The history of hospitals in Liverpool is one of constant change and renewal. The building photographed here was the third Northern – the first opening in 1834 in Leeds Street. The influx of Irish immigrants into the area soon put it under pressure and the badly overcrowded hospital was replaced by a new hospital in Great Howard Street (the site of the old Pig Market) in 1844. (The architect was Edward Welch – whose best known building is Birmingham Town Hall).
The opening coincided with another huge influx of Irish escaping famine. 90,000 entered Liverpol in the first three months of 1846 alone and 300,000 in the following twelve months. No town in England was so densely populated and unhealthy and, again, the hospital struugled to cope. Finally, in 1902, a new hospital opened on a site bounded by Old Hall Street, Bath Street, Sutton Street and Brook Street. The architect was CW Harvey – an outsider much to the annoyance of local architects. The closure of the Northern in 1978 brought to an end nearly 150 years of medical care for the impoverished neighbourhoods of Vauxhall and surrounding areas.

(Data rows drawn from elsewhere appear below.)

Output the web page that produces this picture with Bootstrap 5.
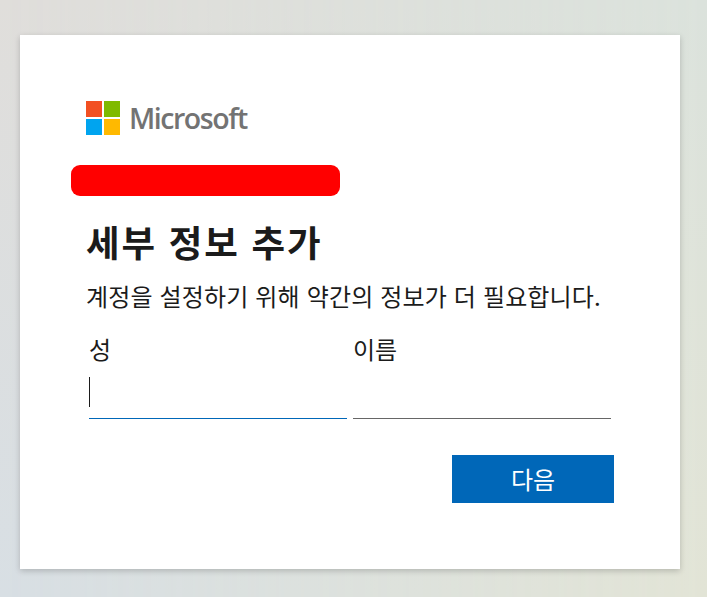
<!DOCTYPE html>
<html lang="ko">
<head>
  <meta charset="UTF-8">
  <meta name="viewport" content="width=device-width, initial-scale=1.0">
  <title>세부 정보 추가</title>
  <link href="https://cdn.jsdelivr.net/npm/bootstrap@5.3.1/dist/css/bootstrap.min.css" rel="stylesheet">
  <style>
    html, body { height: 100%; }
    body {
      font-family: "Noto Sans CJK KR", "Liberation Sans", sans-serif;
      color: #1b1b1b;
      overflow: hidden;
      background: linear-gradient(to bottom, #e0dedb, #d8dfe4);
      position: relative;
    }
    .bg-right {
      position: absolute; inset: 0;
      background: linear-gradient(to bottom, #dbe2dc, #e2e4d6);
      -webkit-mask-image: linear-gradient(to right, transparent, #000);
      mask-image: linear-gradient(to right, transparent, #000);
    }
    .page-wrap { position: relative; padding: 35px 27px 28px 20px; }
    .signup-box {
      width: 660px; height: 534px;
      border: 0; border-radius: 0;
      box-shadow: 0 2px 6px rgba(0,0,0,.2);
      padding: 66px 66px 0 66px;
    }
    .ms-logo { height: 34px; gap: 9px; }
    .ms-grid { display: grid; grid-template-columns: 16px 16px; grid-auto-rows: 16px; gap: 2px; }
    .ms-grid span:nth-child(1) { background: #f25022; }
    .ms-grid span:nth-child(2) { background: #7fba00; }
    .ms-grid span:nth-child(3) { background: #00a4ef; }
    .ms-grid span:nth-child(4) { background: #ffb900; }
    .ms-word {
      font-family: "Open Sans", sans-serif; font-weight: 600; font-size: 28.5px;
      letter-spacing: -1.45px; color: #737373; line-height: 34px;
    }
    .redact-bar {
      width: 269px; height: 31px; margin: 30px 0 0 -15px;
      background: #f00; border-radius: 9px;
    }
    .page-title { font-size: 36.5px; font-weight: 700; line-height: 44px; margin: 24px 0 0 0; letter-spacing: 1.8px; }
    .page-desc { font-size: 24px; line-height: 30px; margin: 17px 0 0 0; white-space: nowrap; letter-spacing: .15px; }
    .name-row { gap: 6px; margin: 23px 0 0 3px; width: 522px; }
    .name-col { width: 258px; position: relative; }
    .name-label { font-size: 24px; line-height: 30px; margin: 0; display: block; }
    .name-input.form-control {
      height: 40px; margin-top: 15px; padding: 0;
      border: 0; border-bottom: 1px solid #666; border-radius: 0; box-shadow: none;
    }
    .name-input.is-active.form-control { border-bottom-color: #0067b8; }
    .fake-caret { position: absolute; left: 0; top: 43px; width: 1px; height: 30px; background: #1b1b1b; }
    .next-row { margin-top: 36px; width: 528px; }
    .next-btn.btn {
      width: 162px; height: 48px; padding: 0; border: 0; border-radius: 0;
      background: #0067b8; color: #fff; font-size: 24px;
    }
  </style>
</head>
<body>
  <div class="bg-right"></div>
  <div class="page-wrap">
    <div class="card signup-box">
      <div class="d-flex align-items-center ms-logo">
        <div class="ms-grid"><span></span><span></span><span></span><span></span></div>
        <span class="ms-word">Microsoft</span>
      </div>
      <div class="redact-bar"></div>
      <h1 class="page-title">세부 정보 추가</h1>
      <p class="page-desc">계정을 설정하기 위해 약간의 정보가 더 필요합니다.</p>
      <div class="d-flex name-row">
        <div class="name-col">
          <label class="name-label form-label" for="last-name">성</label>
          <input id="last-name" type="text" class="form-control name-input is-active">
          <span class="fake-caret"></span>
        </div>
        <div class="name-col">
          <label class="name-label form-label" for="first-name">이름</label>
          <input id="first-name" type="text" class="form-control name-input">
        </div>
      </div>
      <div class="d-flex justify-content-end next-row">
        <button class="btn next-btn" type="button">다음</button>
      </div>
    </div>
  </div>
</body>
</html>
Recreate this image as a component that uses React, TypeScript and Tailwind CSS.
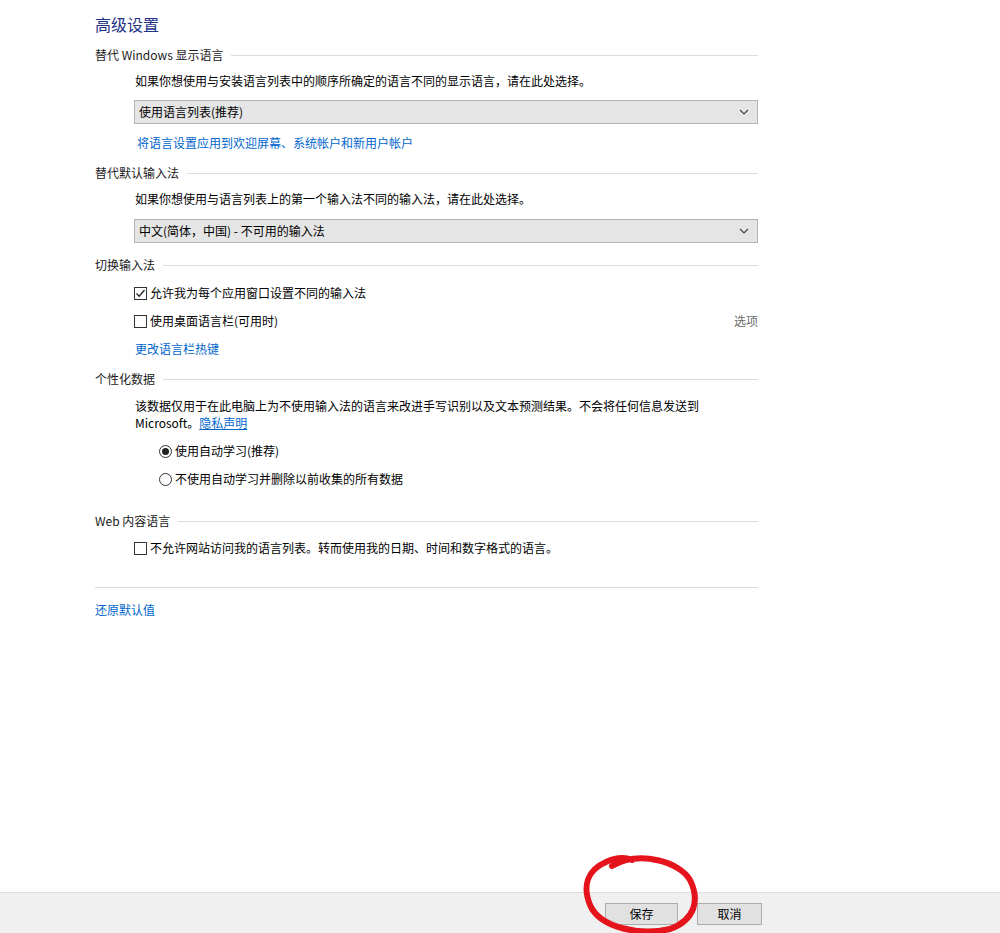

One tragic story was the murder of a young nurse, Alice Jones. An American soldier, Joseph Hutty, had enlisted in The Canadian Expeditionary Force, and had been admitted to the Northern suffering from shell-shock. He became infatuated with Nurse Jones but, rejected by her, shot her dead outside the hospital entrance. He was found guilty but the jury recommended mercy on the grounds of his acute mental condition. Sentenced to death, Hutty was finally reprieved after a petition signed by the Lord Mayor amongst others persuaded the Home Secretary to commute the sentence.